Posted on September 12, 2008

      Online social networking has revolutionized the way young Canadians communicate and share information with one another. Social networking sites like Facebook and Myspace have become the preferred way of communicating for many young Canadians. More than 90 per cent are members of Facebook and socialize on it regularly, a level of technological penetration that rivals the telephone.

      A recent study by Professor Avner Levin of Ryerson University explores the attitudes and perceptions of young social-networkers to privacy and security as well as the organizational policies, practices and attitudes of business managers and executives on the use of online social networks. Dr. Levin will present key findings of the research today at the Youth Privacy Online: Take Control, Make it Your Choice! conference sponsored by Ontario Information and Privacy Commissioner Ann Cavoukian at the Marriott Eaton Centre in Toronto.

      "A digital divide exits between how youth perceive network privacy and how the older generation of managers and executives perceive it," says Dr. Levin, co-author of the study, The Next Digital Divide: Online Social Network Privacy. "Young people believe that information shared with their personal social networks is considered private as long as its dissemination is limited to their social network. Organizations, on the other hand, don't recognize this notion of network privacy. They believe that any information posted online is public and deserves no protection."

      The study found that while online social networkers are comfortable posting large amounts of personal and private information, they do so differentiating between destinations for that information. Friends, family and work are three separate networks in their minds.
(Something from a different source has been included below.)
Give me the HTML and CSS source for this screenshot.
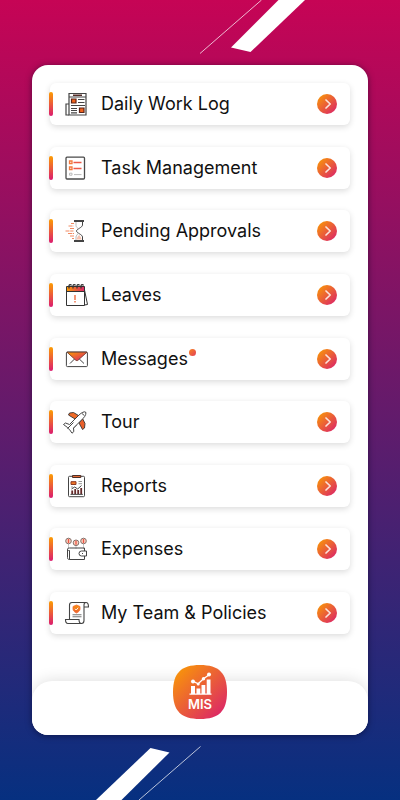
FILE: index.html
```html
<!DOCTYPE html>
<html lang="en">
<head>
<meta charset="utf-8">
<meta name="viewport" content="width=device-width, initial-scale=1">
<title>MIS</title>
<link rel="stylesheet" href="styles.css">
</head>
<body>
<svg class="defs" width="0" height="0" aria-hidden="true">
  <defs>
    <linearGradient id="warm" x1="0" y1="0" x2="1" y2="1">
      <stop offset="0" stop-color="#fb9f00"/><stop offset="1" stop-color="#d91c70"/>
    </linearGradient>
    <linearGradient id="warmV" gradientUnits="userSpaceOnUse" x1="0" y1="2" x2="0" y2="23">
      <stop offset="0" stop-color="#fb9f00"/><stop offset="1" stop-color="#d91c70"/>
    </linearGradient>
    <linearGradient id="warmH" gradientUnits="userSpaceOnUse" x1="2" y1="0" x2="22" y2="0">
      <stop offset="0" stop-color="#fb9f00"/><stop offset="1" stop-color="#d91c70"/>
    </linearGradient>
    <symbol id="go" viewBox="0 0 20 20">
      <circle cx="10" cy="10" r="10" fill="url(#warm)"/>
      <path d="M9 6 13.200 10 9 14" fill="none" stroke="#fbe3dc" stroke-width="1.700" stroke-linecap="round" stroke-linejoin="round"/>
    </symbol>
  </defs>
</svg>
<div class="screen">
  <svg class="slash slash-top" viewBox="0 0 110 56" aria-hidden="true">
    <path d="M78.500 0H105L50.500 52 31 47.500Z" fill="#fff"/>
    <path d="M61.500 0 0 53.500" stroke="#fff" stroke-width=".8" stroke-opacity=".9"/>
  </svg>
  <svg class="slash slash-bottom" viewBox="0 0 110 56" aria-hidden="true">
    <path d="M2 56 56.500 4l19 4.500L27.500 56Z" fill="#fff"/>
    <path d="M45 56 106.500 2.500" stroke="#fff" stroke-width=".8" stroke-opacity=".9"/>
  </svg>
  <main class="panel">
    <nav class="menu">
      <a class="item" href="#">
        <svg class="icon" viewBox="0 0 24 24" fill="none" stroke="#444" stroke-width="1.200">
          <path d="M5 1.500h17v21.500H5z"/><path d="M5 12H2v11h3M5 5h17"/>
          <path d="M9 3.300h9" stroke="#552c27" stroke-width="1.500"/>
          <path d="M7.500 7h4.500v4H7.500zM15.500 16H20v4.500h-4.500z" fill="#f1631d" stroke="#5b2419"/>
          <path d="M14 7.500h6.500M14 10.500h6.500M7 13.500h14M7 16.500h6M7 18.500h6M7 20.800h6"/>
        </svg>
        <span class="label">Daily Work Log</span>
        <svg class="go" aria-hidden="true"><use href="#go"/></svg>
      </a>
      <a class="item" href="#">
        <svg class="icon" viewBox="0 0 24 24" fill="none">
          <rect x="2" y="1.200" width="18.500" height="21.800" rx="1" stroke="#4a4a4a" stroke-width="1.300"/>
          <path d="M5.500 5h2.500v2.500H5.500zM5.500 11h2.500v2.500H5.500z" stroke="#f3793d" stroke-width="1.300"/>
          <path d="M9.500 6.500h8M9.500 12.500h8" stroke="#ec5948" stroke-width="1.400"/>
          <path d="M5.500 17.200h2.500v2H5.500zM10 18.600h7.500" stroke="#bbb"/>
        </svg>
        <span class="label">Task Management</span>
        <svg class="go" aria-hidden="true"><use href="#go"/></svg>
      </a>
      <a class="item" href="#">
        <svg class="icon" viewBox="0 0 24 24" fill="none" stroke="#444">
          <path d="M10 2h10M10 22h10" stroke-width="2"/>
          <path d="M18.500 3v3c0 2.500-6 4-6 6s6 3.500 6 6v3"/>
          <path d="M12 3v3.500c0 1.500 1.500 2.500 2.500 3.500M12 21v-3c0-1.500 1.500-2.500 2.500-4" stroke="#aaa" stroke-width=".8"/>
          <path d="M12.500 20.500c.5-2.500 1.500-3.500 2.700-4.500.9 1.200 2 2.200 2.400 4.500z" fill="#f7c3b1" stroke="none"/>
          <path d="M7 4.500h3M4.500 7h5M6 9.500h4.500M1.500 12h8M4 14.500h6M6 17h4M8 19.500h2" stroke="#f28a62" stroke-dasharray="4 .7"/>
        </svg>
        <span class="label">Pending Approvals</span>
        <svg class="go" aria-hidden="true"><use href="#go"/></svg>
      </a>
      <a class="item" href="#">
        <svg class="icon" viewBox="0 0 24 24" fill="none" stroke="#333">
          <path d="m20.500 7 3 14.500-3 .5"/>
          <path d="M2.500 3.500h18v5h-18z" fill="url(#warmH)"/>
          <path d="M2.500 8v14.500h18V8"/>
          <path d="M5 5.500v-3a1.300 1.300 0 0 1 2.500 0M9 5.500v-3a1.300 1.300 0 0 1 2.500 0M13 5.500v-3a1.300 1.300 0 0 1 2.500 0M17 5.500v-3a1.300 1.300 0 0 1 2.500 0" stroke-width="1.200"/>
          <path d="M11 12v5M11 18v1.500" stroke="#ef6b3f" stroke-width="1.400"/>
        </svg>
        <span class="label">Leaves</span>
        <svg class="go" aria-hidden="true"><use href="#go"/></svg>
      </a>
      <a class="item" href="#">
        <svg class="icon" viewBox="0 0 24 24" fill="none" stroke="#444">
          <rect x="2.400" y="5" width="21" height="14.600" rx="1"/>
          <path d="M3 5.200h20l-9.300 8.300h-1.600z" fill="url(#warm)" stroke="#6b3427" stroke-width=".8"/>
          <path d="m6 16.500 4.500-4.500M20 16.500 15.300 12"/>
        </svg>
        <span class="label">Messages<i class="dot"></i></span>
        <svg class="go" aria-hidden="true"><use href="#go"/></svg>
      </a>
      <a class="item" href="#">
        <svg class="icon" viewBox="0 0 24 24" fill="none" stroke="#333" stroke-width=".9" stroke-linejoin="round">
          <path d="m14.500 5.500-5-3-4 .5L4.500 5 11 9z" fill="#ef6b28"/>
          <path d="m15 13 3.500 6.500 2-1.500.5-4.500-2.500-5z" fill="#e9602b"/>
          <path d="M5.500 14.500 15 5c2.500-2.500 5.500-3.700 6.500-3s.2 4-2.500 6.500L9.500 18z" fill="#fff"/>
          <path d="m5.500 14.500-4-1.500-2 1.500 4 3 .8 1.200 1.200.8L8 23.200l1.800-1.600L9.500 18l3-3M3.500 18.500l6-6" fill="#fff"/>
          <path d="m18 3.500 2.300 2"/>
        </svg>
        <span class="label">Tour</span>
        <svg class="go" aria-hidden="true"><use href="#go"/></svg>
      </a>
      <a class="item" href="#">
        <svg class="icon" viewBox="0 0 24 24" fill="none" stroke="#444">
          <rect x="4.500" y="2.300" width="16" height="20.400" rx="1"/>
          <path d="M8.500 1.500h8.300v2H8.500z" fill="#e56a34" stroke="#4d3029"/>
          <path d="M7 7.700h5v2.800H7z" fill="#f07426" stroke="#8b3b25"/>
          <path d="M14.500 7.500h3.500M14.500 9.700h3.500M7 13h2" stroke="#999"/>
          <path d="M8.200 20v-3.500M11.200 20v-5M14.200 20v-4M17.200 20v-6" stroke="#652b2b" stroke-width="1.800"/>
          <path d="m7.500 15 3.200-2 3 2L17.500 11.500M6.500 20.400h12.300" stroke="#333" stroke-width=".9"/>
        </svg>
        <span class="label">Reports</span>
        <svg class="go" aria-hidden="true"><use href="#go"/></svg>
      </a>
      <a class="item" href="#">
        <svg class="icon" viewBox="0 0 24 24" fill="none" stroke="#444">
          <path d="M4.500 7v5M12 9v3M19.500 7v5" stroke="#bbb" stroke-width=".8"/>
          <g fill="#fbd3c0" stroke="#85716b"><circle cx="4.500" cy="4" r="2.800"/><circle cx="12" cy="5.800" r="2.800"/><circle cx="19.500" cy="4" r="2.800"/></g>
          <path d="M4.500 2v4M12 3.800v4M19.500 2v4" stroke="#ee5446" stroke-width="1.300"/>
          <path d="M20.500 14v-3H5.500c-1.500 0-2 .4-2 1.500v8c0 1.300.5 2 2 2h15V19M3.500 12.500c.3 1 1 1 2 1v9"/>
          <path d="M22.500 14h-5a2.500 2.500 0 0 0 0 5h5zM18 16.500h1" fill="#fff"/>
        </svg>
        <span class="label">Expenses</span>
        <svg class="go" aria-hidden="true"><use href="#go"/></svg>
      </a>
      <a class="item" href="#">
        <svg class="icon" viewBox="0 0 24 24" fill="none" stroke="#444" stroke-width="1.100">
          <path d="M5.500 18V4c0-1.700.8-2.500 2.500-2.500h14c2 0 2.500 1.500 2.500 4.500h-4.500"/>
          <path d="M22 1.500c-1.500 0-2 1-2 2.500v15.500c0 2-1 3-2.500 3s-2.500-1-2.500-4H1.500c0 3 .8 4 2.500 4h13.500"/>
          <path d="m12.500 4 3.500 1.500V8c0 1.800-1.500 3-3.500 4-2-1-3.500-2.200-3.500-4V5.500z" fill="url(#warmV)" stroke="#f46f35" stroke-width=".8"/>
          <path d="m11 7.800 1.200 1.200 2-2.300" stroke="#fff" stroke-width=".9"/>
          <path d="M8.500 13.800h9M8.500 15.800h9" stroke="#777"/>
        </svg>
        <span class="label">My Team &amp; Policies</span>
        <svg class="go" aria-hidden="true"><use href="#go"/></svg>
      </a>
    </nav>
    <footer class="bar">
      <button class="mis" type="button">
        <svg class="tile" viewBox="0 0 54 54" aria-hidden="true">
          <path d="M27 0C46 0 54 8 54 27S46 54 27 54 0 46 0 27 8 0 27 0Z" fill="url(#warm)"/>
        </svg>
        <svg class="chart" viewBox="0 0 24 24" fill="#fff" aria-hidden="true">
          <path d="M1.500 21.500h22v1.300h-22zM3 14h4v8H3zM8.500 16.500h3.800V22H8.500zM13.500 13h3.800v9h-3.800zM18.700 7.500h3.800V22h-3.800z"/>
          <path d="m4.700 9.200 5.500 2.600 5-4.800 6.300-4.500" fill="none" stroke="#fff" stroke-width="1.300"/>
          <circle cx="5" cy="9.500" r="2"/><circle cx="10.200" cy="12" r="1.500"/><circle cx="15.500" cy="6.700" r="1.700"/><circle cx="21" cy="2.500" r="2"/>
        </svg>
        <span class="name">MIS</span>
      </button>
    </footer>
  </main>
</div>
</body>
</html>
```

FILE: styles.css
```css
* {
  box-sizing: border-box;
}

body {
  margin: 0;
  font-family: Inter, "Liberation Sans", sans-serif;
  color: #111;
}

.defs {
  position: absolute;
}

.screen {
  position: relative;
  display: flex;
  min-height: 100vh;
  padding: 65px 8%;
  background: linear-gradient(#c60455, #063080);
  overflow: hidden;
}

.slash {
  position: absolute;
  width: 110px;
  height: 56px;
}

.slash-top {
  top: 0;
  left: 50%;
}

.slash-bottom {
  bottom: 0;
  right: 49%;
}

.panel {
  position: relative;
  flex: 1;
  display: flex;
  flex-direction: column;
  border-radius: 16px;
  background: #fff;
  box-shadow: 0 1px 6px rgba(0, 0, 30, 0.5);
  overflow: hidden;
}

.menu {
  flex: 1;
  display: flex;
  flex-direction: column;
  justify-content: space-between;
  gap: 12px;
  padding: 18px 18px 47px;
}

.item {
  display: flex;
  align-items: center;
  height: 42px;
  padding-right: 13px;
  border-radius: 6px;
  background: #fff;
  box-shadow: 0 2px 6px rgba(0, 0, 0, 0.14);
  color: inherit;
  text-decoration: none;
}

.item::before {
  content: "";
  width: 4px;
  height: 24px;
  margin-left: -1px;
  border-radius: 2px;
  background: linear-gradient(#fc9d02, #db1b70);
}

.icon {
  width: 24px;
  height: 24px;
  margin: 0 13px 0 11px;
  overflow: visible;
}

.label {
  position: relative;
  margin-right: auto;
  font-size: 18px;
  line-height: 24px;
  white-space: nowrap;
}

.dot {
  position: absolute;
  top: 2px;
  right: -8px;
  width: 7px;
  height: 7px;
  border-radius: 50%;
  background: linear-gradient(135deg, #f8831e, #e33f5c);
}

.go {
  width: 20px;
  height: 20px;
}

.bar {
  display: flex;
  justify-content: center;
  height: 54px;
  border-radius: 20px 20px 0 0;
  background: #fff;
  box-shadow: 0 0 16px rgba(0, 0, 0, 0.14);
}

.mis {
  position: relative;
  display: flex;
  flex-direction: column;
  align-items: center;
  width: 54px;
  height: 54px;
  margin-top: -16px;
  padding: 7px 0 0;
  border: 0;
  background: none;
  color: #fff;
  font: 600 13px/16px Inter, "Liberation Sans", sans-serif;
}

.tile {
  position: absolute;
  inset: 0;
}

.chart,
.name {
  position: relative;
}

.chart {
  width: 24px;
  height: 24px;
}
```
Young people are concerned that their personal information, while freely shared within their network of friends, may end up in the hands of others such as family and managers who may not be members of the same network.

      "This study helps us better understand how today's young people are using this first generation of online social networks, and how they approach the modern challenge of protecting their reputation online," says the Privacy Commissioner of Canada, Jennifer Stoddart. "It sheds light on how young Canadians are interpreting the concept of privacy online - and how strongly they differ from their parents and employers. We are proud to support Professor Levin's research."

      The researchers found that although students who are closer to entering the workforce full-time are more concerned about their reputation and the difficulty in "scrubbing" their online electronic record clean, they do not actually take steps to do so. Similarly, young women are more aware and concerned about their privacy and reputation and therefore more active in attempting to control access to their information.

      "What's particularly interesting is the attitude of young Canadians who are entering the workforce at a time when organizations are embarking on the replacement of the baby boomer generation," said Levin. "Canadian employers are facing challenges in how to manage the use of online social networks with this new generation of employees. It's worthy of note that none of the employers represented had a policy specifically related to online social networks unless they had experienced a related incident. All assume that their existing policies on the use of the Web will handle it. On the other hand, those who recognized the potential business advantage that social networking technology brings saw the real challenge as how to discourage inappropriate behaviour while encouraging appropriate use."

      More than half of young Canadians believe that work life and personal life should be kept separate. While most feel strongly that it is inappropriate for employers to use online social networks to check up on employees or job applicants, they have far fewer objections to using online social networks themselves for after hours socializing with fellow employees and promoting goods and services to others.

      Dr. Levin and his team personally interviewed more than 2,000 undergraduate students in the largest quantitative research study to date on the use of online social networks by young Canadians. He also conducted sixteen in-depth interviews with top private and public sector executives about their policies, practices and perceptions of online social networks, including accessing employee or job applicant personal online information.